Imagine you are an entrepreneur
You have a great idea that needs funding, what do you do? Find a venture capitalist or business angel and ask them to invest. The chances are the first one will say no, but if it is a good idea and you ask ten dragons then maybe one will say yes.
Nine no’s to one yes and you are in business
Now imagine you are an intrepreneur
You work in a large company and you have a great idea that needs funding, what do you do? Ask your manager to invest, then ask his manager and then ask the investment committee and the risk committee and the innovation committee. The chances are the first one will say yes, but by the time you have asked ten managers then no doubt one will say no.
Nine yes’s to one no and you are out of luck
Large organisations stifle innovation
Pushing your idea through is hard enough if you are senior. If you work at the bottom of the tree you might as well pack up and go home.
So if you believe your junior staff might have an idea or two (they just might) you have a cultural challenge or two to overcome.

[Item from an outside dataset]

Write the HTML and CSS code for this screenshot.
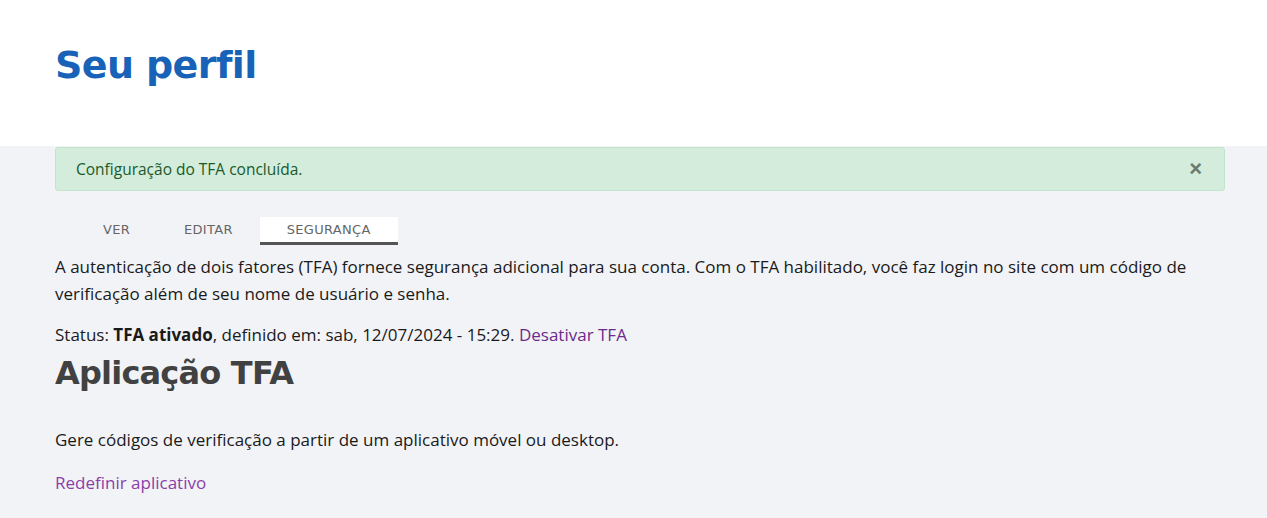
FILE: index.html
```html
<!DOCTYPE html>
<html lang="pt-BR">
<head>
    <meta charset="UTF-8" />
    <meta name="viewport" content="width=device-width, initial-scale=1.0" />
    <title>Seu perfil</title>
    <link rel="stylesheet" href="styles.css">
</head>
<body>
    <header class="page-header">
        <h1>Seu perfil</h1>
    </header>

    <main class="content">
        <div class="alert">
            <span>Configuração do TFA concluída.</span>
            <button class="alert-close" aria-label="Fechar">&times;</button>
        </div>

        <nav class="tabs">
            <a href="#" class="tab">Ver</a>
            <a href="#" class="tab">Editar</a>
            <a href="#" class="tab active">Segurança</a>
        </nav>

        <p class="intro">A autenticação de dois fatores (TFA) fornece segurança adicional para sua conta. Com o TFA habilitado, você faz login no site com um código de verificação além de seu nome de usuário e senha.</p>
        <p class="status">Status: <strong>TFA ativado</strong>, definido em: sab, 12/07/2024 - 15:29. <a href="#" class="link-dark">Desativar TFA</a></p>

        <h2>Aplicação TFA</h2>
        <p class="desc">Gere códigos de verificação a partir de um aplicativo móvel ou desktop.</p>
        <p><a href="#" class="link">Redefinir aplicativo</a></p>
    </main>
</body>
</html>
```

FILE: styles.css
```css
html, body { margin: 0; }
body { font-family: "Open Sans", "Noto Sans", sans-serif; font-size: 17px; color: #1a1a1a; background-color: #f2f3f7; min-height: 518px; }
.page-header { background: #fff; height: 146px; padding: 0 55px; box-sizing: border-box; }
.page-header h1 { margin: 0; padding-top: 43px; font-family: "DejaVu Sans", sans-serif; font-weight: bold; font-size: 38px; color: #1863b8; letter-spacing: -0.6px; }
.content { padding: 1px 42px 20px 55px; }
.alert { display: flex; justify-content: space-between; align-items: center; height: 44px; box-sizing: border-box; padding: 0 20px; background: #d4ecdb; border: 1px solid #c3e3cb; border-radius: 3px; color: #195a2a; font-size: 15.5px; }
.alert-close { background: none; border: 0; font-size: 22px; font-weight: bold; color: #6b7a6e; cursor: pointer; padding: 0 2px; line-height: 1; }
.tabs { display: flex; margin: 26px 0 0 21px; }
.tab { display: block; padding: 6px 27px 5px; font-family: "DejaVu Sans", sans-serif; font-size: 13px; line-height: 14px; letter-spacing: 0.3px; text-transform: uppercase; color: #666; text-decoration: none; border-bottom: 3px solid transparent; }
.tab.active { background: #fff; border-bottom-color: #555; }
.intro { margin: 8px 0 0; line-height: 27px; }
.status { margin: 14px 0 0; line-height: 27px; }
h2 { margin: 3px 0 0; font-family: "DejaVu Sans", sans-serif; font-size: 32px; font-weight: bold; color: #414141; line-height: 44px; letter-spacing: -0.8px; }
.desc { margin: 33px 0 0; }
.link, .link-dark { text-decoration: none; }
.link { color: #8a3ea8; }
.link-dark { color: #6b2b8c; }
p { margin: 20px 0 0; }
```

How could you invest in ideas?
- Allocate seed funding to every manager, not too much, to spend as they like, no questions asked
- Invest in 20% time (or 10% or 5%) — or even just give it a go
- Hold an internal dragons den, back a portfolio of projects, see what happens
- Have a prototype competition with guaranteed funding for the best first stab
- Redesign your approval process – no project is stopped unless it gets blackballed twice
- Run a kick-start session, see how many ideas are out there
You don’t have to promote and invest in your staff ideas
They might all be rubbish, they may be hideously risky, but you will never be a real dragon if you are so busy slaughtering ideas that you never have the time to nurture one.